Wednesday, January 9, 2013

Oakmark Manager Optimistic About Fund's Holdings

The Oakmark Equity & Income Fund generated a 9 percent return in 2012, trailing its benchmark, the Lipper Balanced Fund Index, by 3 percentage points. Since the fund's inception in 1995, the annualized compound rate of return is 11 percent vs. the index's 7 percent return.

In his quarterly letter to shareholders, fund manager Clyde McGregor said the fund lagged in 2012 for several reasons:

  • Bonds and high-yield dividend stocks became overpriced.
  • The managers failed to predict that energy exploration and production company stocks would follow the price movements of natural gas, despite their attractive valuations.
  • The fund did not invest in financial stocks, which enjoyed a banner year.

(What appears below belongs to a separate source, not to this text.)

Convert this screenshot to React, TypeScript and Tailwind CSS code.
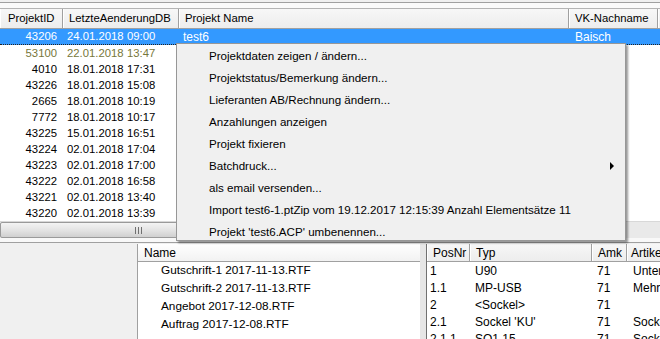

"We are optimistic about the fund's holdings," McGregor wrote. "We believe our equities remain attractively priced (especially relative to bonds) and we continue to find promising investment opportunities."

The fund has a record-high 74 percent allocation to stocks, which reflects the managers' belief that bonds are overpriced and will likely generate minimal returns in the years to come.

Oakmark Equity & Income is a component of the Bradway Strategic Portfolio, which consists primarily of investments with top money managers.